The ring statistics - how to separate E- and B-modes of cosmic shear correlation functions on a finite interval

Aims. Cosmic shear, the distortion of images of distant sources by the tidal gravitational field of the large-scale matter distribution in the Universe, is one of the most powerful cosmological probes. The measured shear field may be due not only to the gravitational lensing effect, but may contain systematic effects from the measurement process or intrinsic alignment of galaxy shapes. One of the main probes for these systematics is the division of the shear field into E- and B-mode shear, where lensing only produces the former. As shown in a recent note, all currently used E-/B-mode separation methods for the shear correlation functions zeta(+/-) require them to be measured to arbitrarily small and/or large separations which is of course not feasible in practice. Methods. We derive second-order shear statistics which provide a clean separation into E- and B-modes from measurements of zeta(+/-)(theta) over a finite interval only. We call these new statistics the circle and ring statistics, respectively; the latter is obtained by an integral over the former. The mathematical properties of these new shear statistics are obtained, as well as specific expressions for applying them to observed data. Results.
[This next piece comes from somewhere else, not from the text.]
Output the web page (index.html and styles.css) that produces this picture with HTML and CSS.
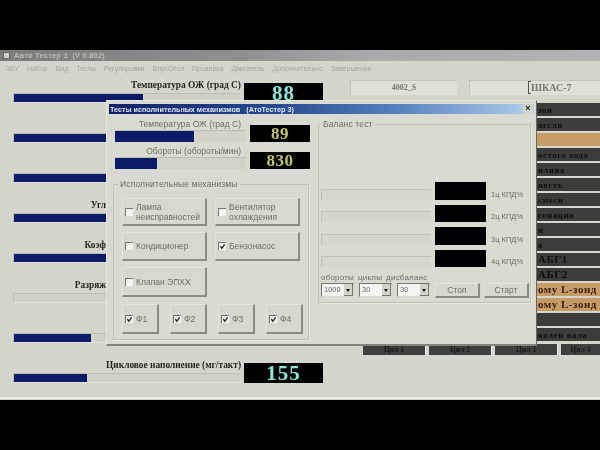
FILE: index.html
```html
<!DOCTYPE html>
<html lang="ru">
<head>
<meta charset="utf-8">
<title>Авто Тестер 3</title>
<link rel="stylesheet" href="styles.css">
</head>
<body>
<div class="screen">
  <div class="titlebar"><span class="appicon"></span><span>Авто Тестер 3&nbsp; (V 0.802)</span></div>
  <div class="menu">
    <span>ЭБУ</span><span>Набор</span><span>Вид</span><span>Тесты</span><span>Регулировки</span><span>ВпусОтсл</span><span>Проверка</span><span>Двигатель</span><span>Дополнительно</span><span>Завершение</span>
  </div>
  <div class="content">
    <div class="gauges">
      <div class="gauge"><div class="gauge-label">Температура ОЖ (град С)</div><div class="track"><div class="fill" style="width:129px"></div></div><div class="value">88</div></div>
      <div class="gauge"><div class="gauge-label"></div><div class="track"><div class="fill" style="width:160px"></div></div><div class="value"></div></div>
      <div class="gauge"><div class="gauge-label"></div><div class="track"><div class="fill" style="width:160px"></div></div><div class="value"></div></div>
      <div class="gauge"><div class="gauge-label gauge-label-cut">Угл</div><div class="track"><div class="fill" style="width:160px"></div></div><div class="value"></div></div>
      <div class="gauge"><div class="gauge-label gauge-label-cut">Коэф</div><div class="track"><div class="fill" style="width:160px"></div></div><div class="value"></div></div>
      <div class="gauge"><div class="gauge-label gauge-label-cut">Разряж</div><div class="track"></div><div class="value"></div></div>
      <div class="gauge"><div class="gauge-label"></div><div class="track"><div class="fill" style="width:77px"></div></div><div class="value"></div></div>
      <div class="gauge"><div class="gauge-label">Цикловое наполнение (мг/такт)</div><div class="track"><div class="fill" style="width:73px"></div></div><div class="value">155</div></div>
    </div>
    <div class="side">
      <div class="fields">
        <div class="field field-a">4002_S</div>
        <div class="field field-b"><span class="caret"></span>ШКАС-7</div>
      </div>
      <div class="status">
        <div class="st">зон</div>
        <div class="st">агсли</div>
        <div class="st st-hot"></div>
        <div class="st">остого хода</div>
        <div class="st">илива</div>
        <div class="st">ность</div>
        <div class="st">смеси</div>
        <div class="st">гонации</div>
        <div class="st">и</div>
        <div class="st">а</div>
        <div class="st st-big">АБГ1</div>
        <div class="st st-big">АБГ2</div>
        <div class="st st-hot st-big">ому L-зонд</div>
        <div class="st st-hot st-big">ому L-зонд</div>
        <div class="st"></div>
        <div class="st">колен вала</div>
      </div>
      <div class="cyls">
        <div class="cyl">Цил 1</div>
        <div class="cyl">Цил 2</div>
        <div class="cyl">Цил 3</div>
        <div class="cyl">Цил 4</div>
      </div>
    </div>
  </div>
  <div class="strip"></div>

  <div class="window">
    <div class="win-title"><span>Тесты исполнительных механизмов&nbsp;&nbsp; (АтоТестер 3)</span><span class="close">×</span></div>
    <div class="win-body">
      <div class="win-left">
        <div class="mini">
          <div class="mini-label">Температура ОЖ (град С)</div>
          <div class="mini-track"><div class="fill" style="width:79px"></div></div>
          <div class="mini-value">89</div>
        </div>
        <div class="mini">
          <div class="mini-label">Обороты (обороты/мин)</div>
          <div class="mini-track"><div class="fill" style="width:42px"></div></div>
          <div class="mini-value">830</div>
        </div>
        <fieldset class="group group-act">
          <legend>Исполнительные механизмы</legend>
          <div class="act-grid">
            <div class="btn r1"><span class="cb"></span><span>Лампа неисправностей</span></div>
            <div class="btn r1"><span class="cb"></span><span>Вентилятор охлаждения</span></div>
            <div class="btn r2"><span class="cb"></span><span>Кондиционер</span></div>
            <div class="btn r2"><span class="cb"><svg viewBox="0 0 8 8" class="tick"><path d="M1.5 3.5 3.3 6 6.5 1.5" /></svg></span><span>Бензонасос</span></div>
            <div class="btn r3"><span class="cb"></span><span>Клапан ЭПХХ</span></div>
          </div>
          <div class="phase-row">
            <div class="btn"><span class="cb"><svg viewBox="0 0 8 8" class="tick"><path d="M1.5 3.5 3.3 6 6.5 1.5" /></svg></span><span>Ф1</span></div>
            <div class="btn"><span class="cb"><svg viewBox="0 0 8 8" class="tick"><path d="M1.5 3.5 3.3 6 6.5 1.5" /></svg></span><span>Ф2</span></div>
            <div class="btn"><span class="cb"><svg viewBox="0 0 8 8" class="tick"><path d="M1.5 3.5 3.3 6 6.5 1.5" /></svg></span><span>Ф3</span></div>
            <div class="btn"><span class="cb"><svg viewBox="0 0 8 8" class="tick"><path d="M1.5 3.5 3.3 6 6.5 1.5" /></svg></span><span>Ф4</span></div>
          </div>
        </fieldset>
      </div>
      <fieldset class="group group-bal">
        <legend>Баланс тест</legend>
        <div class="bal-rows">
          <div class="bal"><div class="bal-track"></div><div class="bal-box"></div><div class="bal-label">1ц КПД%</div></div>
          <div class="bal"><div class="bal-track"></div><div class="bal-box"></div><div class="bal-label">2ц КПД%</div></div>
          <div class="bal"><div class="bal-track"></div><div class="bal-box"></div><div class="bal-label">3ц КПД%</div></div>
          <div class="bal"><div class="bal-track"></div><div class="bal-box"></div><div class="bal-label">4ц КПД%</div></div>
        </div>
        <div class="ctl-labels"><span>обороты</span><span>циклы</span><span>дисбаланс</span></div>
        <div class="ctl-row">
          <div class="combo"><span>1000</span><span class="arrow"></span></div>
          <div class="combo"><span>30</span><span class="arrow"></span></div>
          <div class="combo"><span>30</span><span class="arrow"></span></div>
          <div class="btn btn-push">Стоп</div>
          <div class="btn btn-push">Старт</div>
        </div>
      </fieldset>
    </div>
  </div>
</div>
</body>
</html>
```

FILE: styles.css
```css
* { box-sizing: border-box; }
html, body { margin: 0; padding: 0; background: #000; }
.screen {
  position: relative;
  width: 600px;
  height: 450px;
  padding-top: 50px;
  overflow: hidden;
  background: #000;
  font-family: "Liberation Sans", sans-serif;
  filter: blur(0.6px);
}
.titlebar {
  height: 11px;
  display: flex;
  align-items: center;
  gap: 4px;
  padding-left: 3px;
  background: linear-gradient(90deg, #7c7c7a 0%, #8f8f8d 40%, #a9a9a7 60%, #b3b3b1 100%);
  color: #bdbdb6;
  font-size: 7.4px;
  font-weight: bold;
  letter-spacing: .25px;
}
.appicon { width: 7px; height: 7px; background: #cfcfc8; border: 1px solid #666; }
.menu {
  height: 14px;
  display: flex;
  align-items: center;
  gap: 8px;
  padding-left: 5px;
  background: #d4d5cc;
  color: #a6a69e;
  font-size: 7px;
}
.content {
  height: 325px;
  display: flex;
  background: #d4d5cc;
}
.gauges {
  width: 330px;
  padding: 5px 0 0 13px;
  flex: none;
}
.gauge {
  height: 40px;
  display: grid;
  grid-template-columns: 228px 79px;
  grid-template-rows: 13px 10px;
  column-gap: 3px;
}
.gauge-label {
  text-align: right;
  white-space: nowrap;
  font-family: "Liberation Serif", serif;
  font-weight: bold;
  font-size: 9.4px;
  line-height: 11px;
  color: #26261f;
}
.gauge-label-cut { padding-right: 135px; }
.track {
  grid-column: 1;
  grid-row: 2;
  height: 10px;
  background: #d0d1c8;
  border-top: 1px solid #bcbdb4;
  border-left: 1px solid #bcbdb4;
  border-bottom: 1px solid #e2e3db;
  overflow: hidden;
}
.fill {
  height: 100%;
  background: #0c1b68;
}
.value {
  grid-column: 2;
  grid-row: 1 / span 2;
  margin-top: 3px;
  height: 20px;
  background: #000;
  color: #8be6da;
  font-family: "Liberation Serif", serif;
  font-weight: bold;
  font-size: 21px;
  line-height: 20px;
  letter-spacing: 1px;
  text-align: center;
}
.side {
  flex: 1;
  padding-top: 5px;
  margin-left: 20px;
  min-width: 0;
}
.fields {
  display: flex;
  gap: 12px;
  height: 15px;
}
.field {
  height: 15px;
  background: #dfe0d8;
  border-top: 1px solid #c2c3ba;
  border-left: 1px solid #c2c3ba;
  font-family: "Liberation Serif", serif;
  font-weight: bold;
  font-size: 8px;
  line-height: 14px;
  color: #77776f;
  white-space: nowrap;
}
.field-a { width: 107px; text-align: center; }
.field-b { width: 131px; padding-left: 61px; position: relative; font-size: 10px; }
.caret {
  position: absolute;
  left: 58px;
  top: 0;
  width: 3px;
  height: 13px;
  border: 1px solid #55554f;
  border-right: 0;
}
.status {
  margin-top: 8px;
  margin-left: 187px;
  display: flex;
  flex-direction: column;
  gap: 2px;
}
.st {
  height: 13px;
  background: #3c3c3a;
  padding-left: 1px;
  color: #0d0d0c;
  font-family: "Liberation Serif", serif;
  font-weight: bold;
  font-size: 8.5px;
  line-height: 14px;
  letter-spacing: .7px;
  white-space: nowrap;
  overflow: hidden;
}
.st-hot { background: #c69b66; color: #3b1d05; }
.st-big { font-size: 11px; line-height: 13px; letter-spacing: .5px; }
.cyls {
  display: flex;
  gap: 3px;
  margin-top: 3px;
  margin-left: 13px;
  width: 237px;
}
.cyl {
  flex: none;
  width: 63px;
  height: 11px;
  background: #3f3f3d;
  border-right: 1px solid #eee;
  color: #1a1a18;
  font-family: "Liberation Serif", serif;
  font-weight: bold;
  font-size: 7.5px;
  line-height: 11px;
  text-align: center;
}
.cyl:last-child { width: 39px; border-right: 0; }
.strip {
  height: 2px;
  margin-top: -3px;
  position: relative;
  background: #efefe8;
}

/* floating dialog */
.window {
  position: absolute;
  left: 106px;
  top: 100px;
  width: 431px;
  height: 246px;
  background: #d9dad2;
  padding: 3px 2px 0 2px;
  border-top: 1px solid #e8e8e2;
  border-left: 1px solid #e8e8e2;
  border-right: 1px solid #66665f;
  border-bottom: 2px solid #84847c;
  color: #6e6e67;
  font-size: 8.5px;
}
.win-title {
  height: 10px;
  display: flex;
  justify-content: space-between;
  align-items: center;
  padding-left: 1px;
  background: linear-gradient(90deg, #0e2168 0%, #274b92 40%, #5b86c0 70%, #b2d0ec 100%);
  color: #e4e8f2;
  font-size: 7.2px;
  font-weight: bold;
  white-space: nowrap;
}
.close {
  width: 10px;
  height: 10px;
  background: #d2d3cb;
  color: #222;
  font-size: 9px;
  line-height: 9px;
  text-align: center;
  margin-right: 1px;
}
.win-body {
  display: flex;
  gap: 9px;
  padding: 5px 0 0 4px;
}
.win-left { width: 196px; flex: none; }
.mini {
  display: grid;
  width: 197px;
  margin-left: 2px;
  grid-template-columns: 131px 60px;
  grid-template-rows: 11px 12px;
  column-gap: 4px;
  margin-bottom: 4px;
}
.mini-label {
  grid-column: 1;
  grid-row: 1;
  text-align: right;
  white-space: nowrap;
  font-size: 8.5px;
  line-height: 10px;
  padding-right: 5px;
}
.mini-track {
  grid-column: 1;
  grid-row: 2;
  background: #d2d3ca;
  border-top: 1px solid #bcbdb4;
  overflow: hidden;
}
.mini-value {
  grid-column: 2;
  grid-row: 1 / span 2;
  align-self: end;
  height: 17px;
  background: #000;
  color: #c5c46a;
  font-family: "Liberation Serif", serif;
  font-weight: bold;
  font-size: 17px;
  line-height: 17px;
  text-align: center;
  letter-spacing: .5px;
}
.group {
  margin: 0;
  padding: 0;
  min-width: 0;
  border: 1px solid #c1c2b9;
  box-shadow: 1px 1px 0 #e6e7df;
}
.group legend {
  padding: 0 2px;
  font-size: 8.5px;
  line-height: 11px;
  letter-spacing: .15px;
}
.group-act {
  margin-top: 10px;
  height: 161px;
  padding: 8px 0 0 8px;
}
.group-act legend { margin-left: -4px; }
.act-grid {
  display: grid;
  grid-template-columns: 85px 85px;
  column-gap: 8px;
  row-gap: 6px;
}
.btn {
  display: flex;
  align-items: center;
  gap: 3px;
  padding-left: 2px;
  background: #d7d8d0;
  border-top: 1px solid #e3e4dc;
  border-left: 1px solid #e3e4dc;
  border-right: 2px solid #8c8c84;
  border-bottom: 2px solid #8c8c84;
  line-height: 10px;
}
.r1 { height: 28px; }
.r2 { height: 29px; }
.r3 { height: 30px; }
.cb {
  flex: none;
  width: 8px;
  height: 8px;
  background: #f4f4ef;
  border-top: 1px solid #77776f;
  border-left: 1px solid #77776f;
}
.tick { display: block; width: 7px; height: 7px; fill: none; stroke: #2b2b28; stroke-width: 1.5; }
.phase-row {
  display: grid;
  grid-template-columns: repeat(4, 37px);
  column-gap: 11px;
  margin-top: 7px;
  height: 30px;
}
.group-bal {
  width: 213px;
  height: 184px;
  padding: 52px 0 0 2px;
}
.group-bal legend { margin-left: 0; }
.bal-rows { display: flex; flex-direction: column; gap: 5px; }
.bal {
  display: grid;
  grid-template-columns: 110px 51px auto;
  column-gap: 4px;
  height: 17.5px;
  align-items: end;
}
.bal-track {
  height: 11px;
  border-top: 1px solid #c0c1b8;
  border-left: 1px solid #c0c1b8;
  background: #d5d6ce;
}
.bal-box { height: 17.5px; background: #000; }
.bal-label { font-size: 7.5px; line-height: 11px; padding-left: 1px; white-space: nowrap; }
.ctl-labels {
  display: flex;
  gap: 4px;
  margin-top: 5px;
  font-size: 8px;
  line-height: 11px;
  height: 11px;
  letter-spacing: .2px;
}
.ctl-row {
  display: flex;
  gap: 5px;
  height: 15px;
}
.combo {
  width: 33px;
  height: 14px;
  display: flex;
  justify-content: space-between;
  align-items: stretch;
  padding-left: 2px;
  background: #f5f5f0;
  border-top: 1px solid #77776f;
  border-left: 1px solid #77776f;
  border-right: 1px solid #d8d8d0;
  border-bottom: 1px solid #d8d8d0;
  font-size: 7.5px;
  line-height: 12px;
}
.arrow {
  position: relative;
  width: 9px;
  background: #d2d3cb;
  border-right: 1px solid #77776f;
  border-bottom: 1px solid #77776f;
}
.arrow::after {
  content: "";
  position: absolute;
  left: 2px;
  top: 5px;
  border: 2px solid transparent;
  border-top: 3px solid #111;
}
.btn-push {
  width: 45px;
  height: 15px;
  justify-content: center;
  padding-left: 0;
  font-size: 8.5px;
}
.btn-push + .btn-push { margin-left: -1px; }
```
It is shown that an E-/B-mode separation can be performed on measurements of zeta(+/-) over a finite interval in angular separation, using the ring statistics. We furthermore generalize this result to derive the most general class of second-order shear statistics which provide a separation of E- and B-mode shear on a given angular interval theta(min) <= theta <= theta(min). In view of these generalization, we discuss the aperture dispersion and the shear dispersion and their relation to the shear correlation functions. Our results will be of practical use particularly for future cosmic shear surveys where highly precise measurements of the shear will become available and where control of systematics will be mandatory.